Sunday, 28 April 2013

why proofreading is hard

Proofreading is hard, because there's a lot of processing going on between seeing and reading.
After reading the
the sentence, you are
now aware that the
the human brain
often does not
inform you that the
the word 'the' has
been repeated twice
every time.
We are pretty insensitive to letter shape (fortunately, given the plethora of fonts), so can quite readily overlook O-0 and I-l-1 problems, although these are worse in some fonts than in others.  An extreme example doing the rounds at the moment (although it's not new), based on maximal substitution of digits for letters, is:
‎7H15 M3554G3 53RV35 7O PR0V3 H0W 0UR M1ND5 C4N D0 4M4Z1NG 7H1NG5 1MPR3551V3 7H1NG5! 1N 7H3 B3G1NN1NG 17 WA5 H4RD BU7 N0W, 0N 7H15 LIN3 Y0UR M1ND 1S R34D1NG 17 4U70M471C4LLY W17H0U7 3V3N 7H1NK1NG 4B0U7 17
By it's not just doubled words and simple substitution that we can overlook.  The most extreme example I've seen is:
Aoccdrnig to a rscheearch at Cmabrigde Uinervtisy, it deosn't mttaer in waht oredr the ltteers in a wrod are, the olny iprmoatnt tihng is taht the frist and lsat ltteers be at the rghit pclae.
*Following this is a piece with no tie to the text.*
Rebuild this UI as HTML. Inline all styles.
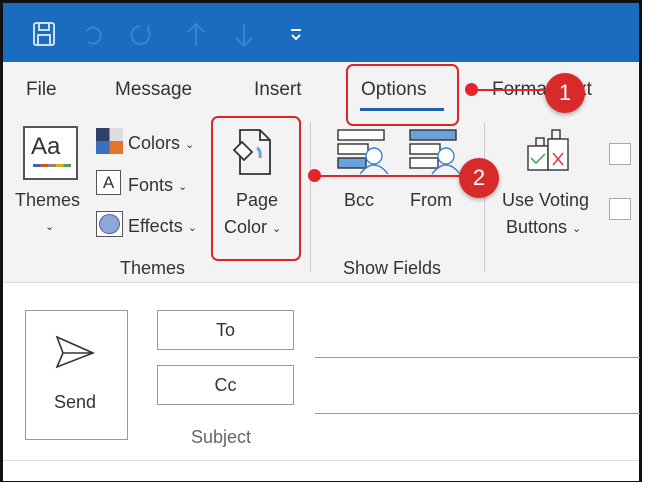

The rset can be a toatl mses and you can sitll raed it wouthit porbelm. Tihs is bcuseae the huamn mnid deos not raed ervey lteter by istlef, but the wrod as a wlohe.
Spell checkers, though, are a boon for many of these problems.  So today's proofreaders can concentrate on higher-level issues


Sources:
  1. After reading the...
  2. an early reference to 7H15 M3554G3
  3. the research behind Aoccdrnig to a rscheearch

1 comment:

  1. There's also lots of redundancy within letter and word shape. Many years ago, my Information Theory lecturer pointed out that you could use a ruler against a line of text to cover all but the upper part of each character and still read sentences fluently. Try it - you'll be amazed how little of each character you actually need to see!